I’ve been thinking about the church lately. I reckon for a missionary I don’t talk a much about the church. I love the church, believe in the church, support the church, and of course “attend” church. But it’s the Kingdom that captures my imagination. After all Jesus told us that we should seek first the Kingdom, and He would build the church. But somehow it feels like we’ve gotten it all backwards with disasterous results. (He mentioned the word “church” twice in the four gospels, and the kingdom over one hundred seventeen times!

Lots of Jews in Jesus’ day missed the kingdom because they confused it with the Jewish nation. “Lord, are you going to free Israel now and restore our kingdom?” (Acts 1:6) You gotta understand this question came after the resurrection, and after three and a half years of preaching the “gospel of the kingdom.” Can you imagine that maybe the Lord might have felt like banging his head on the nearest brick wall?

As long as we equate the Kingdom with the church, or with heaven, we’ll never understand the Gospel as Jesus preached it.
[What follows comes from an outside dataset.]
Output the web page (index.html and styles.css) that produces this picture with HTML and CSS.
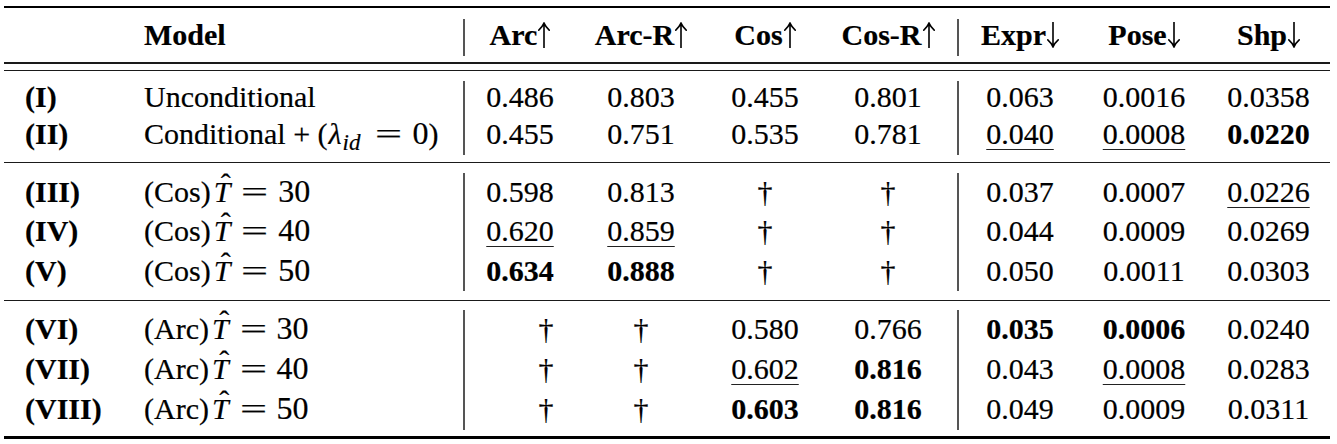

The Kingdom is the fullness of Christ filling ALL of creation, from “animals to atoms” and “cabbages to Kings.” (Eph. 9-10) I look forward to the day when the church awakens to the call of being God’s arrow pointing the way not to heaven, and not to itself, but to the Kingdom. That will be a fresh, new day in the history of the Church.

“I felt like I’d been waiting my whole life…”

“Spiritual Fathering” was the theme of the Central European YWAM conference last week in Slovakia. It really affirmed to my heart with what I’m doing here in Sarajevo. So I’m feeling both excited and sobered to be raising a handful of spiritual sons in this part of the world.

Today I spent a few hours with “Nathaniel”, the young Bosnian friend I mentioned earlier. He’s volunteered to share his story with a group of university students next week. It’s a very courageous thing for him since former Muslims can come under a lot of pressure and ridicule when they make a decision to follow Christ. Please pray for him. He told me today that the first time I mentioned the name “Jesus” to him he felt like it was something he’d been waiting for his whole life.